Ireland launched EIRSAT-1, its first-ever satellite, on Friday, December 1, after more than six years of research, design, and building.
The European Space Agency (ESA) live streamed the launch from California on Friday afternoon.
EIRSAT-1, which is smaller than a typical shoebox, was designed at UCD and is set to be launched aboard the Falcon 9 SpaceX rocket from Vandenberg Air Base in California on Friday.
The team behind EIRSAT-1 was in California on Friday waving the Irish flag ahead of the historic launch:
Dr. David McKeown of UCD School of Mechanical and Materials Engineering told the Irish Times that the launch would make a "statement" about Ireland's space technology capabilities.
"This is a first for Ireland, we are about to become a spacefaring nation," McKeown said.
"The launch makes a statement about Ireland’s space technology capabilities, and how we can join other small countries in contributing to the fast-growing global space industry."
McKeown, who is engineering manager of the EIRSAT-1 team, said it will take around 45 minutes for the satellite's antennas to deploy and start transmitting once the satellite is launched from the Falcon 9 SpaceX rocket.
"Approximately two hours later, it will first pass over our ground station in UCD and we have the possibility to receive our first signals from the satellite," McKeown told the Irish Times.
The satellite was built in UCD with support from the European Space Agency's "Fly Your Satellite!" student program, with around 50 students taking part in the project.
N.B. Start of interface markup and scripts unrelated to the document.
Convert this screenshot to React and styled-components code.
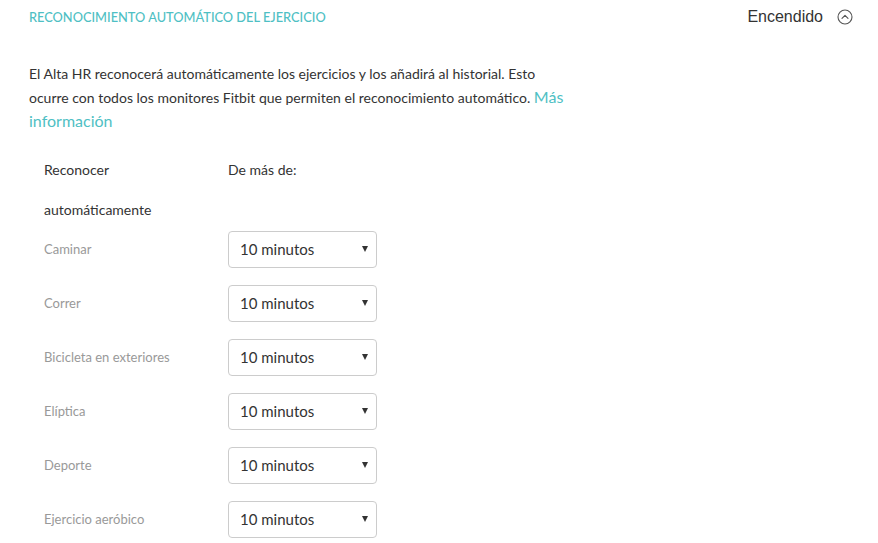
import React from 'react';
import styled, { createGlobalStyle } from 'styled-components';

const GlobalStyle = createGlobalStyle`
  body {
    margin: 0;
    background: #fff;
    font-family: Lato, "Liberation Sans", sans-serif;
    color: #333;
  }
`;

const activities = [
  'Caminar',
  'Correr',
  'Bicicleta en exteriores',
  'Elíptica',
  'Deporte',
  'Ejercicio aeróbico',
];

function ChevronCircle() {
  return (
    <svg width="16" height="16" viewBox="0 0 16 16" fill="none">
      <circle cx="8" cy="8" r="7" stroke="#555" strokeWidth="1.1" />
      <path d="M5 9.3 L8 6.3 L11 9.3" stroke="#555" strokeWidth="1.1" strokeLinecap="round" strokeLinejoin="round" />
    </svg>
  );
}

function Dropdown({ value }) {
  return (
    <SelectBox>
      <span>{value}</span>
      <Arrow />
    </SelectBox>
  );
}

export default function App() {
  return (
    <Page>
      <GlobalStyle />
      <HeaderBar>
        <Title>Reconocimiento automático del ejercicio</Title>
        <Status>
          Encendido
          <ChevronCircle />
        </Status>
      </HeaderBar>

      <Description>
        El Alta HR reconocerá automáticamente los ejercicios y los añadirá al historial. Esto
        ocurre con todos los monitores Fitbit que permiten el reconocimiento automático.{' '}
        <MoreLink href="#">Más información</MoreLink>
      </Description>

      <Table>
        <HeadCell>Reconocer<br />automáticamente</HeadCell>
        <HeadCell>De más de:</HeadCell>
        {activities.map((name) => (
          <React.Fragment key={name}>
            <RowLabel>{name}</RowLabel>
            <Dropdown value="10 minutos" />
          </React.Fragment>
        ))}
      </Table>
    </Page>
  );
}

const Page = styled.div`
  width: 878px;
  height: 543px;
  overflow: hidden;
  padding: 0 0 0 29px;
  box-sizing: border-box;
`;

const HeaderBar = styled.div`
  display: flex;
  align-items: center;
  justify-content: space-between;
  height: 34px;
  padding-right: 25px;
`;

const Title = styled.h3`
  margin: 0;
  font-size: 12.8px;
  font-weight: 500;
  text-transform: uppercase;
  color: #4fbfc4;
`;

const Status = styled.div`
  display: flex;
  align-items: center;
  gap: 14px;
  font-family: "Liberation Sans", Arial, sans-serif;
  font-size: 16px;
  color: #333;
`;

const Description = styled.p`
  margin: 28px 0 0;
  width: 540px;
  font-size: 14px;
  line-height: 24px;
  color: #333;
`;

const MoreLink = styled.a`
  color: #4fbfc4;
  font-size: 16px;
  line-height: 1;
  text-decoration: none;
`;

const Table = styled.div`
  display: grid;
  grid-template-columns: 184px 149px;
  grid-template-rows: 72px repeat(6, 54px);
  margin: 16px 0 0 15px;
  align-items: center;
`;

const HeadCell = styled.div`
  align-self: start;
  font-size: 14px;
  line-height: 40px;
  color: #333;
  white-space: nowrap;
`;

const RowLabel = styled.div`
  font-size: 13px;
  color: #999;
`;

const SelectBox = styled.div`
  height: 37px;
  box-sizing: border-box;
  border: 1px solid #ccc;
  border-radius: 4px;
  display: flex;
  align-items: center;
  justify-content: space-between;
  padding: 0 8px 0 11px;
  font-size: 15px;
  color: #333;
`;

const Arrow = styled.span`
  width: 0;
  height: 0;
  border-left: 3.5px solid transparent;
  border-right: 3.5px solid transparent;
  border-top: 6px solid #333;
`;
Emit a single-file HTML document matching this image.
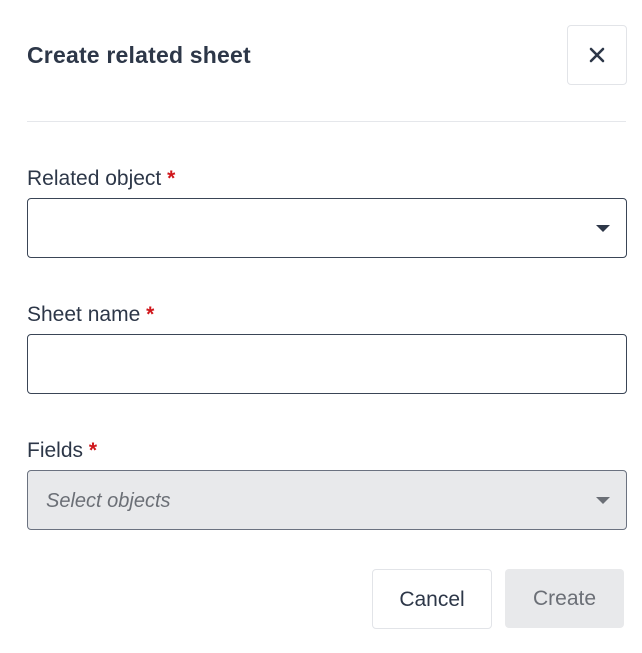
<!DOCTYPE html>
<html><head><style>
body{margin:0;width:642px;height:653px;background:#fff;font-family:"Liberation Sans",sans-serif;color:#2d3748;position:relative;overflow:hidden}
.a{position:absolute}
.title{left:27px;top:42px;font-size:23px;font-weight:bold;color:#2d3748;letter-spacing:0.2px}
.close{left:567px;top:25px;width:58px;height:58px;border:1px solid #e2e4e8;border-radius:4px}
.hr{left:27px;top:121px;width:599px;height:1px;background:#e5e7eb}
.lbl{left:27px;font-size:21px;color:#2d3748;letter-spacing:0px}
.lbl span{color:#d0161b;font-weight:bold}
.inp{left:27px;width:598px;height:58px;border:1px solid #3a4556;border-radius:4px;background:#fff}
.arr{position:absolute;right:16px;top:26px;width:0;height:0;border-left:7px solid transparent;border-right:7px solid transparent;border-top:7px solid #2d3748}
.btn{top:569px;height:58px;border-radius:4px;font-size:21px;text-align:center;line-height:60px}
</style></head><body>
<div class="a title">Create related sheet</div>
<div class="a close"><svg width="58" height="58" viewBox="0 0 58 58"><path d="M23 23L35 35M35 23L23 35" stroke="#2d3748" stroke-width="2.6" stroke-linecap="round"/></svg></div>
<div class="a hr"></div>
<div class="a lbl" style="top:167px">Related object <span>*</span></div>
<div class="a inp" style="top:198px"><div class="arr"></div></div>
<div class="a lbl" style="top:303px">Sheet name <span>*</span></div>
<div class="a inp" style="top:334px"></div>
<div class="a lbl" style="top:439px">Fields <span>*</span></div>
<div class="a inp" style="top:470px;background:#e8e9eb;border-color:#6b7280"><div style="position:absolute;left:18px;top:19px;font-size:20px;font-style:italic;color:#6b6f76">Select objects</div><div class="arr" style="border-top-color:#6b6f76"></div></div>
<div class="a btn" style="left:372px;width:118px;border:1px solid #e2e4e8;color:#2d3748">Cancel</div>
<div class="a btn" style="left:505px;width:119px;background:#e8e9eb;color:#6b6f76;height:59px">Create</div>
</body></html>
Professor Sheila McBreen, an astrophysicist at the UCD School of Physics who was involved in overseeing the project, told RTÉ News that students have received direct training in how to design, build, assemble, and test a satellite for space.
"Now they're going to operate that satellite.... those are skills you can't learn on paper," McBreen told RTÉ.
President of UCD Professor Orla Feely said she was proud of the work accomplished during the project so far.
"The notion that a satellite that was imagined and designed and built in Belfield, where we worked with school children to compose a poem in celebration of the voyage that is etched on the side of the satellite. It's a wonderful, inspirational story and we are so proud of it," Feely told RTÉ.